* _EXERCISE DIRECTIONS_
Pictures are not part of the copy. Retype the lines from the first one through the line that contains "const [url, setUrl]".

* _COLLECTED MATERIAL_

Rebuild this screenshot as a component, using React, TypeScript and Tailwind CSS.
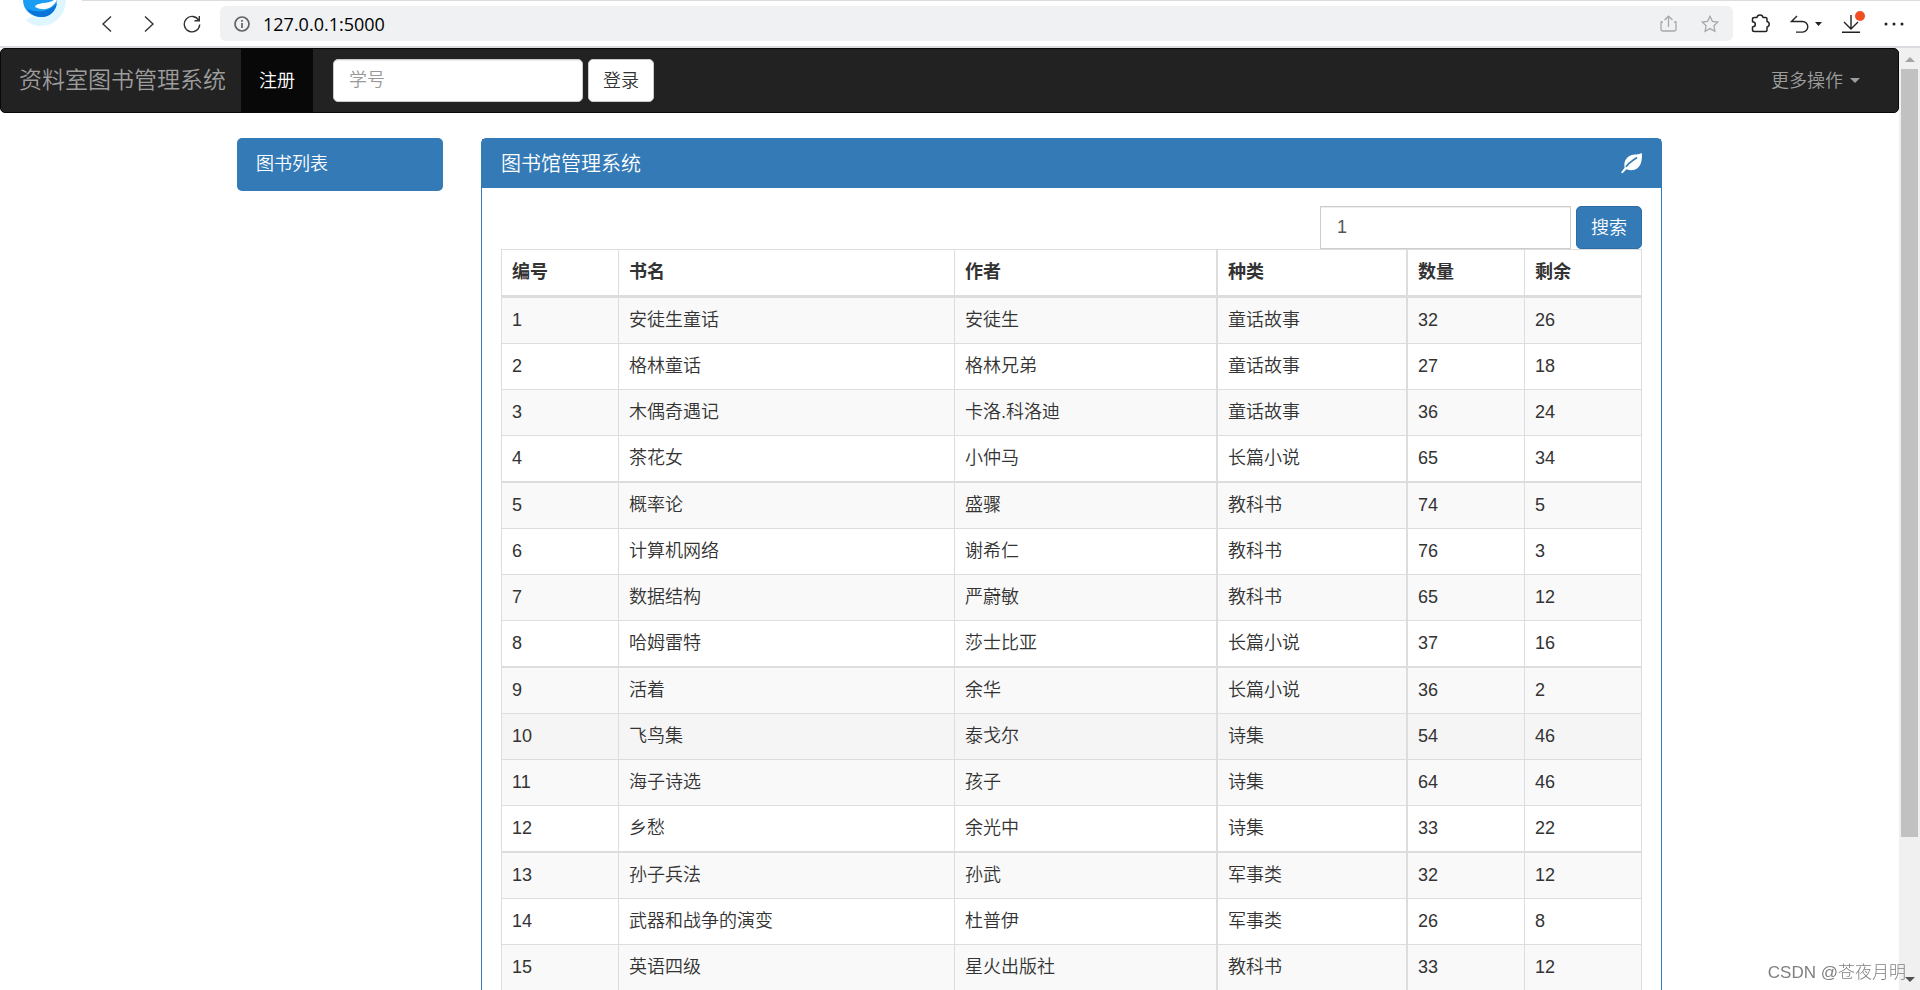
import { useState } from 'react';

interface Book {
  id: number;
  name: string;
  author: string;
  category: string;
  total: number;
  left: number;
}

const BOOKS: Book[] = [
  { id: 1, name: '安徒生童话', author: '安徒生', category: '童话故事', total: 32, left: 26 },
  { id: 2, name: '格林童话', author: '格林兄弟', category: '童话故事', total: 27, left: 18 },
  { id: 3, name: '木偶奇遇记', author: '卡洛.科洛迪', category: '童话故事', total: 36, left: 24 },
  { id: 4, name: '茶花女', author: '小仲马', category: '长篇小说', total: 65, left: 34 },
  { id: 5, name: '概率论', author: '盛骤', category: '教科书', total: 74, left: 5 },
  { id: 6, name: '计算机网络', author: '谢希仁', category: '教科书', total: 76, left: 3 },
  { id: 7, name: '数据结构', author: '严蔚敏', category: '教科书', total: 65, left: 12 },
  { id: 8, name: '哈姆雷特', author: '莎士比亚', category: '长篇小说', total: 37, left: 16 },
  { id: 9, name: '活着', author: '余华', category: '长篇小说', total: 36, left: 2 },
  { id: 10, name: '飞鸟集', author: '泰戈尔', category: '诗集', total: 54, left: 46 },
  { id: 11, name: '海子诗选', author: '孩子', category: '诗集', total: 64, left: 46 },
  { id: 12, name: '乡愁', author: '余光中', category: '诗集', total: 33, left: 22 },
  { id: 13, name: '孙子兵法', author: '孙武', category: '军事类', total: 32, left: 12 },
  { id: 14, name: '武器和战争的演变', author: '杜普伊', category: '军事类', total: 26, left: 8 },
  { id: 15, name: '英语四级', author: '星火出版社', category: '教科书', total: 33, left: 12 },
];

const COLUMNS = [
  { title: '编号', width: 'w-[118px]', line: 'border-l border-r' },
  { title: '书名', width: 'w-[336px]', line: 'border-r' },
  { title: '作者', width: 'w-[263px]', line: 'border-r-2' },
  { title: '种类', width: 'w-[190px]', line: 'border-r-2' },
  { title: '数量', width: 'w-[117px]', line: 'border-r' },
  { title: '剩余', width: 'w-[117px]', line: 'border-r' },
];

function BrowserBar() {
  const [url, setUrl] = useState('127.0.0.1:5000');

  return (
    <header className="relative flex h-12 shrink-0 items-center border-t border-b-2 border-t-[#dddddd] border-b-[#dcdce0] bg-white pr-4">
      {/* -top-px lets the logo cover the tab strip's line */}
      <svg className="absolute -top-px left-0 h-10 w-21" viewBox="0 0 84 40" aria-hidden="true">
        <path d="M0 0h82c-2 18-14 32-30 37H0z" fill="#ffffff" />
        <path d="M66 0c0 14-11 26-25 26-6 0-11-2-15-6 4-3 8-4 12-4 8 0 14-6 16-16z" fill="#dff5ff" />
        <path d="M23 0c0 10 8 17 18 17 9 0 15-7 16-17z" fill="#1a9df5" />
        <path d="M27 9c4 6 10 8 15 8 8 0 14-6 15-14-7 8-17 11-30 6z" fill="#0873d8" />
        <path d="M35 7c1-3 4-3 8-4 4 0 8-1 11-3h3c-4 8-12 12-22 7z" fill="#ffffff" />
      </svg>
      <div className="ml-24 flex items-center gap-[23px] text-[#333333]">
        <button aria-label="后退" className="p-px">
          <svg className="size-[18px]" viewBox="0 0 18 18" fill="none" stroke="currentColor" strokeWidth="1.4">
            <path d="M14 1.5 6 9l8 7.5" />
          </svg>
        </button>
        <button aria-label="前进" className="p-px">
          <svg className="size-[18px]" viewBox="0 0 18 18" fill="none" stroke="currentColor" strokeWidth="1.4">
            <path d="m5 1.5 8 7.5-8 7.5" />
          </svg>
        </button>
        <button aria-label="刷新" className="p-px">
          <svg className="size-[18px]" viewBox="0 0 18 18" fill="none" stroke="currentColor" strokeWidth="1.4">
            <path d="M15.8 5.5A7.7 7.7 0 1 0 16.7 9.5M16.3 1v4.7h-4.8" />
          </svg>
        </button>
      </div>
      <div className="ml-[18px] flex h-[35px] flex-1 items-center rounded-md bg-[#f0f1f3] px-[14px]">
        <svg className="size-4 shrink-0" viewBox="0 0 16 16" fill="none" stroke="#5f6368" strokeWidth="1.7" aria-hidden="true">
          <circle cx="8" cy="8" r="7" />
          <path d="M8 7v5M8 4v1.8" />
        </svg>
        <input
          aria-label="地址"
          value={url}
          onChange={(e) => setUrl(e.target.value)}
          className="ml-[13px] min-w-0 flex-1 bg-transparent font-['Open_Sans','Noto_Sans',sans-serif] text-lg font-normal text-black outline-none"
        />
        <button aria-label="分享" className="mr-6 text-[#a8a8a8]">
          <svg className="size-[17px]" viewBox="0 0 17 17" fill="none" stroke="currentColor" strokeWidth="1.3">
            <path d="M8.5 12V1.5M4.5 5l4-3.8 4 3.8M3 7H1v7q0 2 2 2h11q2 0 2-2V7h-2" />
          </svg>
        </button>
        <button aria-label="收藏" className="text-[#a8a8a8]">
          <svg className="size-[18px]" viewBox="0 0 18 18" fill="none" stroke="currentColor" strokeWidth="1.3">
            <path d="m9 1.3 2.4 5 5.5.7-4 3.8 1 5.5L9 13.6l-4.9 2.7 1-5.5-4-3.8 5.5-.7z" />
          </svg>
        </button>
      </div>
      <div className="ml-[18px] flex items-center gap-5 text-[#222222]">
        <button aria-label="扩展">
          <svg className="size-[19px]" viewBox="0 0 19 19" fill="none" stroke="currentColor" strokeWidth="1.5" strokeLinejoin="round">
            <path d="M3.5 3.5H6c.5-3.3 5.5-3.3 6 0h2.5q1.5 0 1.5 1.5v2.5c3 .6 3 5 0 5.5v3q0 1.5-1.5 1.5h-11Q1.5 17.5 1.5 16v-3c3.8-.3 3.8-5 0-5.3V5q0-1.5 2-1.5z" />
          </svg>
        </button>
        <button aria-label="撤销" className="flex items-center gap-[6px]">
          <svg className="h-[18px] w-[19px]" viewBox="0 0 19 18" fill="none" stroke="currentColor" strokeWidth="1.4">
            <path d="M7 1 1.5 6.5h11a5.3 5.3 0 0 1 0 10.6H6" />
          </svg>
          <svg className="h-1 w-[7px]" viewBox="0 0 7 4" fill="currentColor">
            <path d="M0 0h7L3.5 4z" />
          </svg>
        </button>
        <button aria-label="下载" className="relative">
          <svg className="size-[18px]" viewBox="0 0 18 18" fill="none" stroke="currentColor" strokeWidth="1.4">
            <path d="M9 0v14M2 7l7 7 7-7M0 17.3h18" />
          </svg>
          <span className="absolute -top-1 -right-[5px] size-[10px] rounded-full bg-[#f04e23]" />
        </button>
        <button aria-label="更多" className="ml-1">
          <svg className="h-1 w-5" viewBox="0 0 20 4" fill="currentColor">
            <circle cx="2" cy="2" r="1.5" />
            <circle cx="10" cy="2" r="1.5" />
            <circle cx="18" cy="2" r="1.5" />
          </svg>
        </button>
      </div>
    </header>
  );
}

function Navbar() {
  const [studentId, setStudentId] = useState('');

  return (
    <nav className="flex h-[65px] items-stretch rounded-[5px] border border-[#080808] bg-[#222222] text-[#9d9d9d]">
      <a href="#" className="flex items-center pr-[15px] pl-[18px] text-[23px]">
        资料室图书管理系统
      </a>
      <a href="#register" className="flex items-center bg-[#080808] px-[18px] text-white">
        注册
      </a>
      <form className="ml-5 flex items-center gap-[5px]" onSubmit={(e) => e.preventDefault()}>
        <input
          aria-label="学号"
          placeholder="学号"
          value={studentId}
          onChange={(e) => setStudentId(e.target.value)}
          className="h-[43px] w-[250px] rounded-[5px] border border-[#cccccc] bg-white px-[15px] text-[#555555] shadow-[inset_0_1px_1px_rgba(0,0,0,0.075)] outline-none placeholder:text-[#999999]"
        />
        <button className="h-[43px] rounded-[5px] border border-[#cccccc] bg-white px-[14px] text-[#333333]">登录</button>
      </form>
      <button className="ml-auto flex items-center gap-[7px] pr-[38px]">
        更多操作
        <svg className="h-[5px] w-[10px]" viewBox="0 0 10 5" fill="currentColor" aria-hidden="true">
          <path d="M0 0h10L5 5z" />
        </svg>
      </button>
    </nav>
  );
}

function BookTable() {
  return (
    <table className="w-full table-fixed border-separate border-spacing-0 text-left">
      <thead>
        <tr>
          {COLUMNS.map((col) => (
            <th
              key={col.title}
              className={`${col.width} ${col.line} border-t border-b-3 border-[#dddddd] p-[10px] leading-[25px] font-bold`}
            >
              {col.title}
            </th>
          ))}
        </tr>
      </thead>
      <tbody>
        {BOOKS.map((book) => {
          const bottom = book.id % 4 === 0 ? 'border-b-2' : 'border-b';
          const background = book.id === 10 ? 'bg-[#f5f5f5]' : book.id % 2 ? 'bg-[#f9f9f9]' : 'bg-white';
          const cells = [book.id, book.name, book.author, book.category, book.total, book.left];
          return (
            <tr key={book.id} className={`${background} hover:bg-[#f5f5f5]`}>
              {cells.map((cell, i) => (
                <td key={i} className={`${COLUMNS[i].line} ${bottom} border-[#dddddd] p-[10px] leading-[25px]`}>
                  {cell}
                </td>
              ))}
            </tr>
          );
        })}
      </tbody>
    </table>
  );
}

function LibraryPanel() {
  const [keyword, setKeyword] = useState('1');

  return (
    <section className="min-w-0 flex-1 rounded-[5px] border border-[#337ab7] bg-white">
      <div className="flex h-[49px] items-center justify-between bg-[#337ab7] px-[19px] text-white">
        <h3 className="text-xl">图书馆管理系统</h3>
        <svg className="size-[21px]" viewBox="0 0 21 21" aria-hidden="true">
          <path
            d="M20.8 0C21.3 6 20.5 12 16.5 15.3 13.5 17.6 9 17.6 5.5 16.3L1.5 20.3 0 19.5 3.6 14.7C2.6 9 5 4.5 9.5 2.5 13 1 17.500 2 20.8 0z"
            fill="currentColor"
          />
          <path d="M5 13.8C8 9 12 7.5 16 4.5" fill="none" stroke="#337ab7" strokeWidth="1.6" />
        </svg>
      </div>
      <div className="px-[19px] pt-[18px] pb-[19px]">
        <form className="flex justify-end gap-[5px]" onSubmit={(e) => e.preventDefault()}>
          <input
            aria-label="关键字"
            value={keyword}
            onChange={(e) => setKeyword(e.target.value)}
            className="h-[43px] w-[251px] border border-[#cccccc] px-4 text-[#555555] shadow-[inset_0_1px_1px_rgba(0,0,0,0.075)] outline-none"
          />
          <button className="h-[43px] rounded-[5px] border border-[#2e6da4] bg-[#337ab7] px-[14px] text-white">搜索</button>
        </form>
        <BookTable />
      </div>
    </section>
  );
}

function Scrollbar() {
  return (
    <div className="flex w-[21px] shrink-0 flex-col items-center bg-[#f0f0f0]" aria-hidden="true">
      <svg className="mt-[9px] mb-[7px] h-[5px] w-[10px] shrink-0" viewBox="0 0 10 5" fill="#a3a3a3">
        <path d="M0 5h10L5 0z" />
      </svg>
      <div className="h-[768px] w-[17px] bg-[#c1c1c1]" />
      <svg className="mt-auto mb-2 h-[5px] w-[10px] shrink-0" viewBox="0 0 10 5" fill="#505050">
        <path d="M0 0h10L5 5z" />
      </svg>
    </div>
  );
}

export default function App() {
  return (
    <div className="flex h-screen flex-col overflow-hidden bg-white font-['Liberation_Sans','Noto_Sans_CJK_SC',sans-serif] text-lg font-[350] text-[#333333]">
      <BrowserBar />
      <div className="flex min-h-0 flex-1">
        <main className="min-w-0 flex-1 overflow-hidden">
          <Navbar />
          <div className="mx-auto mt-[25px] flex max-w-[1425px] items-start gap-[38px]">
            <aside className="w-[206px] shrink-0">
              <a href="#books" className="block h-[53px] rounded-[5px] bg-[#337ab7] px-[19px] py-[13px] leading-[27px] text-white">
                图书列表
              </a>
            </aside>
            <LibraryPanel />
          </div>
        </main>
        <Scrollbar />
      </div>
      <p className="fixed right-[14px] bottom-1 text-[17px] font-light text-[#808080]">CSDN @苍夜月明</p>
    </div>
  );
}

* _FINISHED EXERCISE_
Rebuild this screenshot as a component, using React, TypeScript and Tailwind CSS.
import { useState } from 'react';

interface Book {
  id: number;
  name: string;
  author: string;
  category: string;
  total: number;
  left: number;
}

const BOOKS: Book[] = [
  { id: 1, name: '安徒生童话', author: '安徒生', category: '童话故事', total: 32, left: 26 },
  { id: 2, name: '格林童话', author: '格林兄弟', category: '童话故事', total: 27, left: 18 },
  { id: 3, name: '木偶奇遇记', author: '卡洛.科洛迪', category: '童话故事', total: 36, left: 24 },
  { id: 4, name: '茶花女', author: '小仲马', category: '长篇小说', total: 65, left: 34 },
  { id: 5, name: '概率论', author: '盛骤', category: '教科书', total: 74, left: 5 },
  { id: 6, name: '计算机网络', author: '谢希仁', category: '教科书', total: 76, left: 3 },
  { id: 7, name: '数据结构', author: '严蔚敏', category: '教科书', total: 65, left: 12 },
  { id: 8, name: '哈姆雷特', author: '莎士比亚', category: '长篇小说', total: 37, left: 16 },
  { id: 9, name: '活着', author: '余华', category: '长篇小说', total: 36, left: 2 },
  { id: 10, name: '飞鸟集', author: '泰戈尔', category: '诗集', total: 54, left: 46 },
  { id: 11, name: '海子诗选', author: '孩子', category: '诗集', total: 64, left: 46 },
  { id: 12, name: '乡愁', author: '余光中', category: '诗集', total: 33, left: 22 },
  { id: 13, name: '孙子兵法', author: '孙武', category: '军事类', total: 32, left: 12 },
  { id: 14, name: '武器和战争的演变', author: '杜普伊', category: '军事类', total: 26, left: 8 },
  { id: 15, name: '英语四级', author: '星火出版社', category: '教科书', total: 33, left: 12 },
];

const COLUMNS = [
  { title: '编号', width: 'w-[118px]', line: 'border-l border-r' },
  { title: '书名', width: 'w-[336px]', line: 'border-r' },
  { title: '作者', width: 'w-[263px]', line: 'border-r-2' },
  { title: '种类', width: 'w-[190px]', line: 'border-r-2' },
  { title: '数量', width: 'w-[117px]', line: 'border-r' },
  { title: '剩余', width: 'w-[117px]', line: 'border-r' },
];

function BrowserBar() {
  const [url, setUrl] = useState('127.0.0.1:5000');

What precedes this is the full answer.